* [WHAT IS NEEDED] Give the number of lines in the data that hold the string "this". Nothing else is needed.

(Data records)

★ ★ ★

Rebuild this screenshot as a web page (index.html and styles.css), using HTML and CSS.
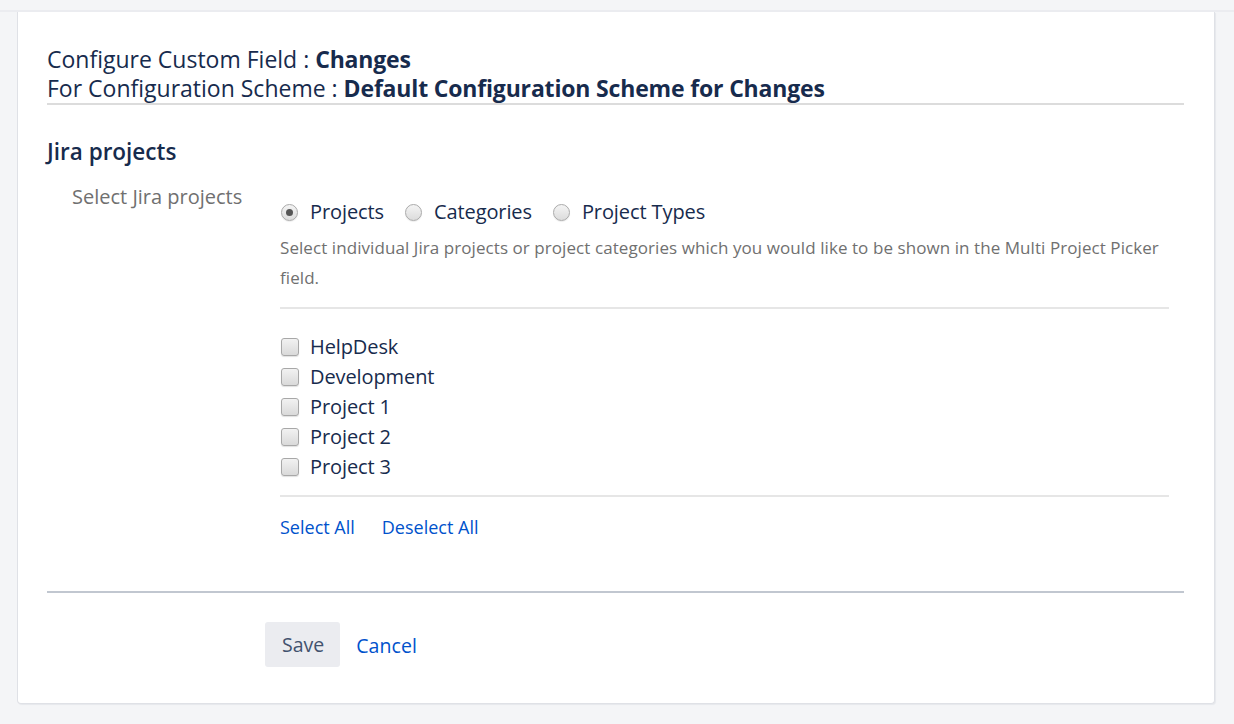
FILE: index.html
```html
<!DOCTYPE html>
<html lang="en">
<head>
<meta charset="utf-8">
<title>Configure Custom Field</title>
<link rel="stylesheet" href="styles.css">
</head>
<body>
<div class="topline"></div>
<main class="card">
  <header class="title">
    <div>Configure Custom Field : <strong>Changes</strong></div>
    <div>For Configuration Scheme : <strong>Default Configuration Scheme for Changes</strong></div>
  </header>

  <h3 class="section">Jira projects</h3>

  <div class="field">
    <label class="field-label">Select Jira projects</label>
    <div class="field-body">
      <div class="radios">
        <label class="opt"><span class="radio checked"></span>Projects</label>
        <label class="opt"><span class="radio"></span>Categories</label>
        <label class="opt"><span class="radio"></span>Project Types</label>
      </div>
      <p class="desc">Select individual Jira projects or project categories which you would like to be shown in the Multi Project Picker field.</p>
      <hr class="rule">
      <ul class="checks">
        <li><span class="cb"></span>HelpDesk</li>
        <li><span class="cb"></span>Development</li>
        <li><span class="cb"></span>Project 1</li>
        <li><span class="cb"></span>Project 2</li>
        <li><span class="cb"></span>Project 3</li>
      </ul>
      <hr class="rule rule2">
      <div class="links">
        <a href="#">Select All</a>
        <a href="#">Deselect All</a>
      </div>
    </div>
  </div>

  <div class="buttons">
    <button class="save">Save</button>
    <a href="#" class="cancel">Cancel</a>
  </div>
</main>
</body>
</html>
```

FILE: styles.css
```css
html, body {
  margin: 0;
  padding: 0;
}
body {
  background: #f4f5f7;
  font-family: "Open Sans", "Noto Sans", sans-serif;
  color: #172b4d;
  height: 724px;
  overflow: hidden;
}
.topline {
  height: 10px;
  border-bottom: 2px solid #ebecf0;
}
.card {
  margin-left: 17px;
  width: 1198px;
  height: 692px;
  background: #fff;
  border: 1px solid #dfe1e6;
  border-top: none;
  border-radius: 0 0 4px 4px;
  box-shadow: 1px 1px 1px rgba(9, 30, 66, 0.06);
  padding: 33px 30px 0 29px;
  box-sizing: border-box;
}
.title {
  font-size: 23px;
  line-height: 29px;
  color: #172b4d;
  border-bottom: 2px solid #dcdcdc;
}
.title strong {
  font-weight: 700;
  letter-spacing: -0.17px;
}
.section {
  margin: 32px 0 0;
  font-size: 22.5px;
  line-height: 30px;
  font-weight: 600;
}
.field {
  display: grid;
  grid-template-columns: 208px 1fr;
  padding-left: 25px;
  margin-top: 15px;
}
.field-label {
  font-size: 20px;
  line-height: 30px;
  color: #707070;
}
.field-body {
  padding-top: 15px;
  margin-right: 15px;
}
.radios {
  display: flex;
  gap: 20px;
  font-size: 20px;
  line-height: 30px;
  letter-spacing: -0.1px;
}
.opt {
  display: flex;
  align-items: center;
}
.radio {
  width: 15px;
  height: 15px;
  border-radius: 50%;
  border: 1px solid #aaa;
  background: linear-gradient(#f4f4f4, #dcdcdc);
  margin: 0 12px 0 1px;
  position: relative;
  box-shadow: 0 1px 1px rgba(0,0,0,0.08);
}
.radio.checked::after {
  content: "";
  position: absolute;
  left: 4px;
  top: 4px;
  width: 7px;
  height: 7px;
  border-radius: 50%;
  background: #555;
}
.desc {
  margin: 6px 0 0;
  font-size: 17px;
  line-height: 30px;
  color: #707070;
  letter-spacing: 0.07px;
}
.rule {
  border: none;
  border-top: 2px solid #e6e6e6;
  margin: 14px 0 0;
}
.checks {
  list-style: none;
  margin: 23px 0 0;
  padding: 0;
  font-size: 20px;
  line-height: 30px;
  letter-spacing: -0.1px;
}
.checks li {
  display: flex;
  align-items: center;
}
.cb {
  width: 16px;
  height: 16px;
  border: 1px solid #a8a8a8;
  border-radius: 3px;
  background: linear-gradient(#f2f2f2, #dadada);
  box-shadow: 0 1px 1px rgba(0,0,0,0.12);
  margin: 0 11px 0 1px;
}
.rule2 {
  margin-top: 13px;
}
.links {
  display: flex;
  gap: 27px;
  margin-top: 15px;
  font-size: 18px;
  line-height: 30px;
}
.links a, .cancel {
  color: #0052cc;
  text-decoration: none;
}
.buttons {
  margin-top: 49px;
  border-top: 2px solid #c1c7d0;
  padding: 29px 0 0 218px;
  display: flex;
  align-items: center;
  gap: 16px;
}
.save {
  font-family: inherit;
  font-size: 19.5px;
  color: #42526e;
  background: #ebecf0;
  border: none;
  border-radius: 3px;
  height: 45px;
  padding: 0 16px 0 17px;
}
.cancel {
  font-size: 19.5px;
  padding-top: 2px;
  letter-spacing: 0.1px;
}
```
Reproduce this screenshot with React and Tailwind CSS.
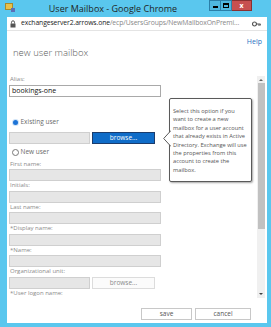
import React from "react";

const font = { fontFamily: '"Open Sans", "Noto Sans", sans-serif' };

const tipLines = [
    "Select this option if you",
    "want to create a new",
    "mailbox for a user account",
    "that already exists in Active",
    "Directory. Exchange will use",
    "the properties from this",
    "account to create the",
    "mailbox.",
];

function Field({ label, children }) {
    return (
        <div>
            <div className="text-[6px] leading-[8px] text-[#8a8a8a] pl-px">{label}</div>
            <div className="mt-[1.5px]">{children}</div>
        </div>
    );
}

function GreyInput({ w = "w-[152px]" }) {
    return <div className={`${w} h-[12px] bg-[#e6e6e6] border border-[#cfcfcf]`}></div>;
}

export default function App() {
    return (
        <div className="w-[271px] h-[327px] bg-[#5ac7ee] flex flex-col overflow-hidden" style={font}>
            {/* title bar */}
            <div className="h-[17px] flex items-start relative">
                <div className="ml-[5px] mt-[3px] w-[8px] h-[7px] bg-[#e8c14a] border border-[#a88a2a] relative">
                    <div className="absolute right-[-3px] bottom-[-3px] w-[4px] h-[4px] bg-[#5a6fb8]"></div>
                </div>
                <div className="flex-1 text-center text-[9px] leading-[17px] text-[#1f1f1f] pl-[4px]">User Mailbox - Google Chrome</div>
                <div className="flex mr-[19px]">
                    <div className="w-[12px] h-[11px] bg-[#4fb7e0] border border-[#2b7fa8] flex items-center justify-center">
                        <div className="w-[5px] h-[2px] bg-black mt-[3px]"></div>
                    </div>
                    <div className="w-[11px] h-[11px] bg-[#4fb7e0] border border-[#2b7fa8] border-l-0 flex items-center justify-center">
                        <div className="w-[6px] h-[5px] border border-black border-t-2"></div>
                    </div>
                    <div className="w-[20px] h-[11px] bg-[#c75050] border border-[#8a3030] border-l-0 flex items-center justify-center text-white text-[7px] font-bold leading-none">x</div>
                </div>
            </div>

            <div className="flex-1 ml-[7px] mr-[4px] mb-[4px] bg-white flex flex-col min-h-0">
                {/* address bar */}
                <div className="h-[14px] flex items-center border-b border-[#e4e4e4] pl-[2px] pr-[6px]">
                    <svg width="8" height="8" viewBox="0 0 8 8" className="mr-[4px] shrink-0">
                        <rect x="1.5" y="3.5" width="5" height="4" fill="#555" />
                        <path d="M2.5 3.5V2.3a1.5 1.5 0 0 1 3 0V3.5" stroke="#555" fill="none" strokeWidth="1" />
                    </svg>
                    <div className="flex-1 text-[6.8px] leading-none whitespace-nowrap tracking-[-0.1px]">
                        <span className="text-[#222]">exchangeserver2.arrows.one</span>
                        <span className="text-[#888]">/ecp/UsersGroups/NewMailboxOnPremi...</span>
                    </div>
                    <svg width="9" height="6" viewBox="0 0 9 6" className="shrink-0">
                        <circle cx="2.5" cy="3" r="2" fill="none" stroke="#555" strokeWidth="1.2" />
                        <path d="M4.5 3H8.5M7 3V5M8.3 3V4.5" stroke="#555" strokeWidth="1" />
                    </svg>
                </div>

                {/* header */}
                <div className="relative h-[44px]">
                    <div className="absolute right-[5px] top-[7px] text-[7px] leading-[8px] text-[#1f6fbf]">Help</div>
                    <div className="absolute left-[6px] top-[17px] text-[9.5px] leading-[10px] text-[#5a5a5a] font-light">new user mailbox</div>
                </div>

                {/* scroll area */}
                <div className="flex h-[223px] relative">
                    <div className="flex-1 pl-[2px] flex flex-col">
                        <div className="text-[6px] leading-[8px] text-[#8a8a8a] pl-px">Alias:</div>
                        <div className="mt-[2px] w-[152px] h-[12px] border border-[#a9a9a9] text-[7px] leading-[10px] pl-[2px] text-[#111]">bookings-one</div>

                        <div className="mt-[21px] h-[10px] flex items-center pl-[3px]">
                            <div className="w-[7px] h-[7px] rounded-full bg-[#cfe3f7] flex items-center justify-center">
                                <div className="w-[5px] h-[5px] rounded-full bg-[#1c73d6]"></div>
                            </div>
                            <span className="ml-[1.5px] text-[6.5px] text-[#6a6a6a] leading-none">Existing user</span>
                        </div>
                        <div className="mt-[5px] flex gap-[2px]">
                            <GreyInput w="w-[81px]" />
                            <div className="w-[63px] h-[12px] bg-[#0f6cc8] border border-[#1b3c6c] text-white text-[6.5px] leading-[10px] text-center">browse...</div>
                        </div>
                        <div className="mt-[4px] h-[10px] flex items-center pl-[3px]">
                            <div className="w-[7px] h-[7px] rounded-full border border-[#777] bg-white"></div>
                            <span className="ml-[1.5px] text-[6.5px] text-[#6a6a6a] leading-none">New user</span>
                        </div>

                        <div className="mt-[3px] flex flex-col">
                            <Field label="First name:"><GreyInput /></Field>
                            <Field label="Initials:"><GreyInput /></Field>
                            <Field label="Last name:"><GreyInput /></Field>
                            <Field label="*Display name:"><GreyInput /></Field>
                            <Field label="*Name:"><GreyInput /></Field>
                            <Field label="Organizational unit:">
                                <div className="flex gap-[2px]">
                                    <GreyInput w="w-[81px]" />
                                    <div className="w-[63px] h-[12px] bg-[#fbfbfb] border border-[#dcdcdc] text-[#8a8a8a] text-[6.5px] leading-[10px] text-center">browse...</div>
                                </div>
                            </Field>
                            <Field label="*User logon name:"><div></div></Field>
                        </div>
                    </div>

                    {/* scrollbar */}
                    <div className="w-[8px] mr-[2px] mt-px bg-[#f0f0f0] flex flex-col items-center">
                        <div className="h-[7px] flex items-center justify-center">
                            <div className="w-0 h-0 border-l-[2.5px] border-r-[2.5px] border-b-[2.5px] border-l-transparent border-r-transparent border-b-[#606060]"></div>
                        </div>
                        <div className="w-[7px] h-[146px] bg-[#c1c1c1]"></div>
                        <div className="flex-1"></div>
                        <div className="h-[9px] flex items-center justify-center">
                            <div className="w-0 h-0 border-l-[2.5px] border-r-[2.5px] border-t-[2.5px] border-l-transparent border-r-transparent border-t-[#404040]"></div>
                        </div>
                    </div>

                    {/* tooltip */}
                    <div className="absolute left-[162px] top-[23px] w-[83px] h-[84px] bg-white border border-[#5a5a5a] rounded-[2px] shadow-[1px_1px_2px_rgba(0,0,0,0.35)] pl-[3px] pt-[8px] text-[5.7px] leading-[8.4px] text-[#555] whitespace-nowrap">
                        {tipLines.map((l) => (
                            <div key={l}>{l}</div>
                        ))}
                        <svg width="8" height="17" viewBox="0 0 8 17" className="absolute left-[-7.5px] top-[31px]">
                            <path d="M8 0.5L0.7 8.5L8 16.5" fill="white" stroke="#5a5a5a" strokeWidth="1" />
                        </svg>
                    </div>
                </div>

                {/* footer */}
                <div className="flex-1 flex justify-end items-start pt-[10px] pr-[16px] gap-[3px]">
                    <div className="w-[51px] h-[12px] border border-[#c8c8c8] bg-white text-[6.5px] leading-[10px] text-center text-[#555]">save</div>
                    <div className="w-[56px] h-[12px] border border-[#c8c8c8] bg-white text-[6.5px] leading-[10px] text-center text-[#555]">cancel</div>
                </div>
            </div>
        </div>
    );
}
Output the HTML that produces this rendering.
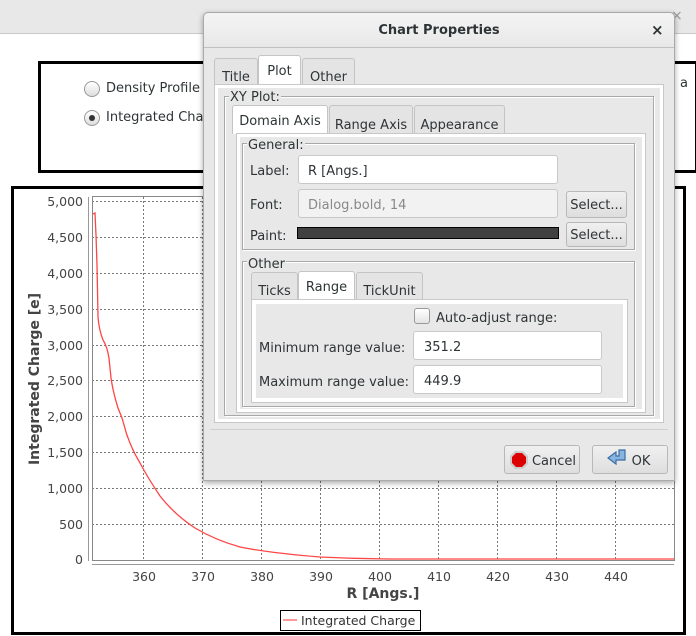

★ ★ ★

* [RESULT OF THE EXERCISE] 5